Reno, who serves as associate dean of Liberal Arts for Siena College, heard of the choir through the grapevine of fellow local musicians after moving to Albany in 2011. Jacob James, tenor and section leader, joined the group in 2013 on the advice of his professor at Schenectady County Community College where he obtained his bachelor’s in music.

And once they found each other, and their sound, there was all the more reason to stay.

“The community is really what’s developed with everybody there,” James said. “Everybody really enjoys each other’s company. It’s good staying power to have people you actually enjoy singing with.”
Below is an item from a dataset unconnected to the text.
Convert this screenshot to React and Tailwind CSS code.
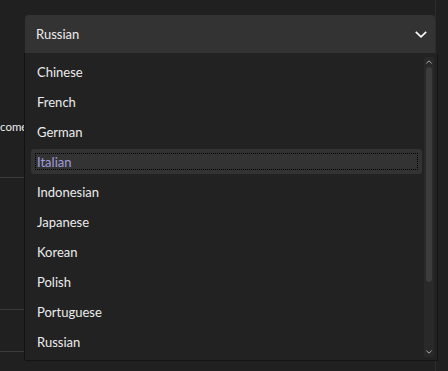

Helmer joined the choir around 2008. From a musical family, his daughter, Liz, followed her dad’s footsteps and now sings alongside her father as an alto. Aside from the choir, Helmer broadcasts the “Voices of Catholic Radio Hour” on 88.3 FM The Saint.

“The coolest thing about being in the choir is it’s one instrument,” he said. “It’s one thing. It’s like a machine that produces beauty. We’ll play a chord, and you wonder, ‘Which note is mine in that chord?’ You kind of get the hang of it.”

“It feels like a family,” Benninger said. “We see each other so often and we work on music you have to have a commitment to, and it’s nice to be with a group who feels the same way. To be working toward something that enhances the beauty of the service.”

“Choirs are one of the most important images we have of heaven,” Gurley said. “I think a choir … is either total or it’s not. I use that analogy to say that the choir is only the choir when everybody is there and you’re working toward everybody contributing their best. Then you get something that’s greater than the sum of the parts.”